This is a milestone day. The first one where Gillian will spend her night in a different city...different state, even, than me. I can't really explain how I am feeling right now, but it's a bit schizo. On one hand, I love to see that my girl is so secure that this is a huge adventure and she skipped out of here, so excited. On the other, I have this irrational fear that the force field of my love being remote has left her vulnerable to the danger and elements of the world.
Nonni flew up here Monday night, stayed yesterday, and left with my firstborn today. My precious baby that I have invested UNGODLY amounts of time and love in. Well, I suppose it's actually very Godly, but I digress. I knew this day would come, but I guess I wasn't prepared for the WEEPING that overtook me when the car carrying them drove away. What *might* have done it was blowing kisses and that parting comment from Gillian, "Bye Mama! I love you in a circle!". Oh, why did she pull that one out of the air? You see, when Gillian was in her 2s, we use to play game where we would say "I love you to X and back", where we would insert things like "the grocery store" or "the moon" or "the ends of the ocean". One night, we were playing and went on for a good 15 minutes, when Gillian said "Mama, I love you in a circle". It was hard to drive after she said that, since my eyes were so filled up with love that they just started spilling out everywhere. So, that is our special-code-big-gun statement for how much we love eachother. We love eachother in a way that has no beginning and no end..permanent...eternal. In a circle.
I know Nonni and Grandaddy will take immaculate care of her, and I know that she will have so. much. fun! But. I remember how I mused about her independence and being influenced and molded in a world not involving me when she started school last year...it's kind of like that, but in a much more tangible way. She is physically outside my realm of control. It is both terrifying and liberating. Bipolar.
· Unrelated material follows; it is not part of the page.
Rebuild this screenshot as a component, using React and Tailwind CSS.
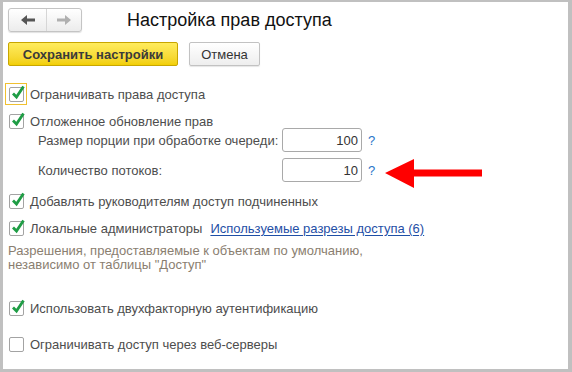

That is not to say Gillian left without a second glance. Monday night (before Nonni arrived and when Papa was gone) she had a full fledged meltdown...not a temperamental one, but a tragic and sad one. She kept saying that she was going to miss us...and that she wanted her Papa. She said she wanted us to go with her, and then she said she didn't want Addie to get to stay with us all alone. She was so into the wallowing that she even said "I miss PEEPERS (our cat who has been dead for nearly two years now)" and "I want to give grandaddy a hug because he is sooooo sad Grandmama died"... All of these things sobbed between hyperventilation/wailing. The pillow was soaked with tears. This one wasn't a performance. I snuggled in bed and hugged and tickled her until she was sound asleep. Then I asked my boss for Tuesday afternoon off. Nonni and I took Gillian to lunch and then I took Gillian on a Mama/Gillian date to the water park. We played mermaid for 2 hours, and then went to Home Depot to pick up some paint because I am going to go to town on her bedroom and do it up super-girlie. I let her pick out the colors, and I can tell you there are several shades of PINK involved. It's her choice, and I would say I am pretty entrenched in the parenting a girl thing. Anyway, the point is that I feel like I at least got a good date in yesterday which makes today a tiny bit easier...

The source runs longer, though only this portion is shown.